Mya and Dmitry Chaplin led off the ballroom round. While they agreed to ignore Len Goodman's dislike of their fancy routines, they went with quite a conservative quickstep, with very little of the gimmickry and props he can't stand, relying instead on technique. And for once, when Len professed disappointment, it was only over the fact that he couldn't think of anything to be nasty about — a psych-out that worked on both the couple and the audience, which had to take back its lusty booing.
Aaron Carter has been the most unpredictable contestant and the most consistent at the same time: sometimes he's good and sometimes he's bad, but either way, viewers seemingly don't care. Last week, even excellent judges' scores didn't keep him safe. His partner, Karina Smirnoff, is the show's latest flu victim, so she and Aaron rehearsed in face masks. Their foxtrot was competent but dull, and Aaron remains a relentless purveyor of dance cheese in a shiny suit. The judges didn't love it, even though they acknowledged that — as always — he sure was trying hard.
Last week was big for Joanna Krupa and Derek Hough, but she's had more luck with pretty dances than with speedy ones. Faced with the quickstep, she seemed intimidated, and while her posture was all right, the footwork did trip her up. The judges recognized the high degree of difficulty, but found it only so-so overall.
Kelly Osbourne and Louis van Amstel learned the foxtrot — Kelly's first ballroom dance since the first week of competition. Line and body position tends to be an area of strength for Kelly, and the foxtrot showed that off.

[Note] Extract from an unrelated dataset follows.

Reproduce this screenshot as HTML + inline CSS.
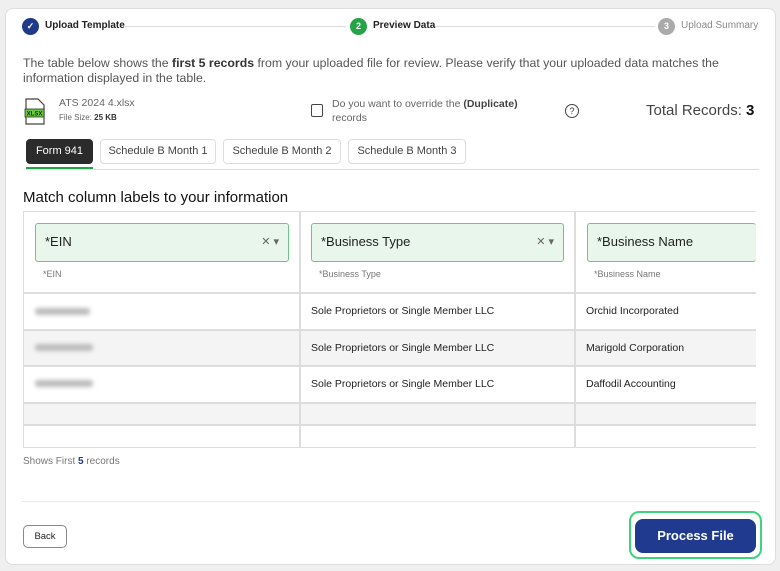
<!DOCTYPE html>
<html><head><style>
*{box-sizing:border-box;margin:0;padding:0}
body{width:780px;height:571px;background:#efefef;font-family:"Liberation Sans",sans-serif;color:#333;position:relative;overflow:hidden}
.card{position:absolute;left:5px;top:8px;width:771px;height:557px;background:#fff;border:1px solid #ddd;border-radius:8px}
.a{position:absolute}
.circ{position:absolute;width:17px;height:17px;border-radius:50%;color:#fff;font-size:9px;text-align:center;line-height:17px;font-weight:bold}
.line{position:absolute;height:1px;background:#ddd;top:26px}
.tab{position:absolute;top:139px;height:25px;border:1px solid #ddd;border-radius:4px;font-size:11px;line-height:23px;text-align:center;color:#444}
.sel{position:absolute;top:223px;height:39px;border:1.5px solid #6cc48a;background:#e8f6ec;border-radius:3px;font-size:13px;color:#222;padding:10px 9px}
.sub{position:absolute;top:269px;font-size:9px;color:#777}
.cell{position:absolute;font-size:10.5px;color:#222}
.blur{position:absolute;height:7px;background:#bbb;filter:blur(2px);border-radius:3px}
</style></head><body>
<div class="card"></div>
<div class="circ" style="left:22px;top:18px;background:#1f3a8a">✓</div>
<div class="a" style="left:45px;top:20px;font-size:10px;font-weight:bold;color:#222">Upload Template</div>
<div class="line" style="left:124px;width:222px"></div>
<div class="circ" style="left:350px;top:18px;background:#22a447">2</div>
<div class="a" style="left:373px;top:20px;font-size:10px;font-weight:bold;color:#222">Preview Data</div>
<div class="line" style="left:435px;width:220px"></div>
<div class="circ" style="left:658px;top:18px;background:#aaa">3</div>
<div class="a" style="left:681px;top:20px;font-size:10px;color:#888">Upload Summary</div>

<div class="a" style="left:23px;top:56px;width:740px;font-size:12.3px;line-height:15px;color:#555">The table below shows the <b style="color:#333">first 5 records</b> from your uploaded file for review. Please verify that your uploaded data matches the information displayed in the table.</div>

<svg class="a" style="left:24px;top:98px" width="22" height="27" viewBox="0 0 22 27"><path d="M2 1h12l6 6v19H2z" fill="#fff" stroke="#444" stroke-width="1.2"/><rect x="1" y="11" width="19" height="8" fill="#6c3" stroke="#333" stroke-width=".8"/><text x="10.5" y="17.5" font-size="6" text-anchor="middle" font-family="Liberation Sans" font-weight="bold" fill="#222">XLSX</text></svg>
<div class="a" style="left:59px;top:97px;font-size:10.5px;color:#666">ATS 2024 4.xlsx</div>
<div class="a" style="left:59px;top:113px;font-size:8px;color:#666">File Size: <b style="color:#333">25 KB</b></div>
<div class="a" style="left:311px;top:104px;width:12px;height:13px;border:1.5px solid #444;border-radius:2px"></div>
<div class="a" style="left:332px;top:97px;font-size:10.5px;line-height:14px;color:#666">Do you want to override the <b style="color:#444">(Duplicate)</b><br>records</div>
<div class="a" style="left:565px;top:104px;width:14px;height:14px;border:1.3px solid #444;border-radius:50%;font-size:9px;text-align:center;line-height:12px">?</div>
<div class="a" style="left:646px;top:102px;font-size:15px;color:#444">Total Records: <b style="color:#111">3</b></div>

<div class="tab" style="left:26px;width:67px;background:#2b2b2b;color:#fff;border-color:#2b2b2b">Form 941</div>
<div class="a" style="left:26px;top:167px;width:67px;height:2px;background:#22a447"></div>
<div class="a" style="left:26px;top:169px;width:733px;height:1px;background:#ddd"></div>
<div class="tab" style="left:100px;width:116px">Schedule B Month 1</div>
<div class="tab" style="left:223px;width:118px">Schedule B Month 2</div>
<div class="tab" style="left:348px;width:118px">Schedule B Month 3</div>

<div class="a" style="left:23px;top:189px;font-size:15px;color:#111">Match column labels to your information</div>

<div class="a" style="left:23px;top:211px;width:733px;height:237px;border:1.5px solid #ddd;border-right:none"></div>
<div class="a" style="left:24px;top:329px;width:732px;height:37px;background:#f4f4f4"></div>
<div class="a" style="left:24px;top:402px;width:732px;height:23px;background:#f4f4f4"></div>
<div class="a" style="left:23px;top:292px;width:733px;height:1.5px;background:#ddd"></div>
<div class="a" style="left:23px;top:329px;width:733px;height:1.5px;background:#ddd"></div>
<div class="a" style="left:23px;top:365px;width:733px;height:1.5px;background:#ddd"></div>
<div class="a" style="left:23px;top:402px;width:733px;height:1.5px;background:#ddd"></div>
<div class="a" style="left:23px;top:424px;width:733px;height:1.5px;background:#ddd"></div>
<div class="a" style="left:299px;top:212px;width:1.5px;height:236px;background:#ddd"></div>
<div class="a" style="left:574px;top:212px;width:1.5px;height:236px;background:#ddd"></div>

<div class="sel" style="left:35px;width:254px">*EIN<span style="position:absolute;right:9px;top:11px;font-size:11px;color:#666">✕ ▾</span></div>
<div class="sel" style="left:311px;width:253px">*Business Type<span style="position:absolute;right:9px;top:11px;font-size:11px;color:#666">✕ ▾</span></div>
<div class="sel" style="left:587px;width:169px;border-right:none">*Business Name</div>
<div class="sub" style="left:43px">*EIN</div>
<div class="sub" style="left:319px">*Business Type</div>
<div class="sub" style="left:594px">*Business Name</div>

<div class="blur" style="left:35px;top:308px;width:55px"></div>
<div class="blur" style="left:35px;top:344px;width:58px"></div>
<div class="blur" style="left:35px;top:380px;width:58px"></div>
<div class="cell" style="left:311px;top:305px">Sole Proprietors or Single Member LLC</div>
<div class="cell" style="left:311px;top:342px">Sole Proprietors or Single Member LLC</div>
<div class="cell" style="left:311px;top:378px">Sole Proprietors or Single Member LLC</div>
<div class="cell" style="left:586px;top:305px">Orchid Incorporated</div>
<div class="cell" style="left:586px;top:342px">Marigold Corporation</div>
<div class="cell" style="left:586px;top:378px">Daffodil Accounting</div>

<div class="a" style="left:23px;top:456px;font-size:10px;color:#777">Shows First <b style="color:#1f3a8a">5</b> records</div>
<div class="a" style="left:22px;top:501px;width:738px;height:1px;background:#e8e8e8"></div>
<div class="a" style="left:23px;top:525px;width:44px;height:23px;border:1.3px solid #888;border-radius:5px;font-size:9.5px;text-align:center;line-height:21px;color:#222">Back</div>
<div class="a" style="left:629px;top:511px;width:133px;height:48px;border:2.5px solid #3ad47c;border-radius:10px"></div>
<div class="a" style="left:635px;top:519px;width:121px;height:34px;background:#1f3a8f;border-radius:8px;color:#fff;font-size:13px;font-weight:bold;text-align:center;line-height:34px">Process File</div>
</body></html>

The judges criticized her footwork, but Bruno called her performance "light and ethereal." Kelly's 25 points put her two points ahead of both Aaron and Joanna for the ballroom round.
Donny Osmond has had a couple of slightly anemic weeks, performance-wise, and he and Kym Johnson looked to the Viennese waltz for a comeback. It wasn't a tremendously exciting routine where content is concerned, but it was relaxed and pretty. Carrie Ann Inaba called it "mesmerizing," and it was indeed a solid performance that seems highly likely to please his many fans.
In the samba round, each dance was assigned to a particular decade, and Mya and Dmitry had a samba from the '70s. It was indeed disco-flavored (to "Bad Girls"), although Dmitry's horrible moustache was mostly just distracting. It seemed a little bit short on serious dancing at first glance, but maybe that was just the corny costumes — the judges were over the moon, and Mya and Dmitry received the first perfect 30 of the season.
Aaron's '90s samba threatened to go right over a cliff when he kept trying to incorporate some of his own dance moves (like "the rodeo"), but fortunately for him, Karina mostly ignored him. As usual, Aaron was just a giant ball of overacting, but as has also become usual, the judges overlooked it in a faster dance. Aaron's straight 9s made for a nice recovery from his so-so foxtrot, but it still left him a sizeable 9 points behind Mya.
Joanna and Derek were assigned a paso doble from "the future." (The highlight: hearing the announcer say, "Dancing the futuristic paso doble…") In reality, their paso doble seemed more influenced by 1970s visions of the year 2000 than by anything that would be considered futuristic now — it was all silver suits and stripey eye makeup straight out of a Duran Duran video. Still, the technique was mostly there, and they managed some nice unison dancing. Bruno called Derek "a genius," and the judges also praised Joanna for her execution of the complex dance Derek had created. Even Len signed on with "genius" (really, Len?) and they received two 10s and a 9, putting them two points ahead of Aaron and seven points behind Mya. (In the future, no one will understand why that dance scored so high.)
Kelly and Louis were given a jive from the '60s, an upbeat opportunity for fun that would be great news for most couples, but which took Kelly down a road that hasn't been working for her recently. Kelly's fear that she couldn't keep up with the speed of the dance seemed to suck some of the air out of her performance, which was a little flat-footed again. This time, though, the judges liked the flair in the routine enough that they overlooked those problems more easily, and Carrie Ann called it one of Kelly's best performances. Kelly and Louis wound up only a point behind Joanna and Derek for the evening, and stayed a point ahead of Aaron and Karina.
Donny was very excited about doing an '80s-inspired paso doble, because it meant he could wear a mullet wig — which he did. Decked out like Adam Ant, he certainly sold the style, but the dance itself was silly, and Donny looked tired by the end of it. Len declared that he "liked it," though it was clear that he didn't like it in the "that was good dancing" kind of way. Donny and Kym's three 8s tied them with Aaron and Karina for last place on the scoreboard.
So what happens on Tuesday night? Four pairs are bunched together at the bottom, with Mya and Dmitry well ahead. Of those four, any could go, but signs point to Aaron Carter. He's got the lowest judges' scores, tied with Donny Osmond, who seems to be an audience favorite where Aaron is not. Neither of Aaron's dances on Monday night was a crowd-pleaser.
It could be Kelly or Joanna, but they seem to have fans and he seems not to — and he's already survived the bottom two a few times. Tuesday night could easily send Aaron and Karina home to recuperate from the flu in peace.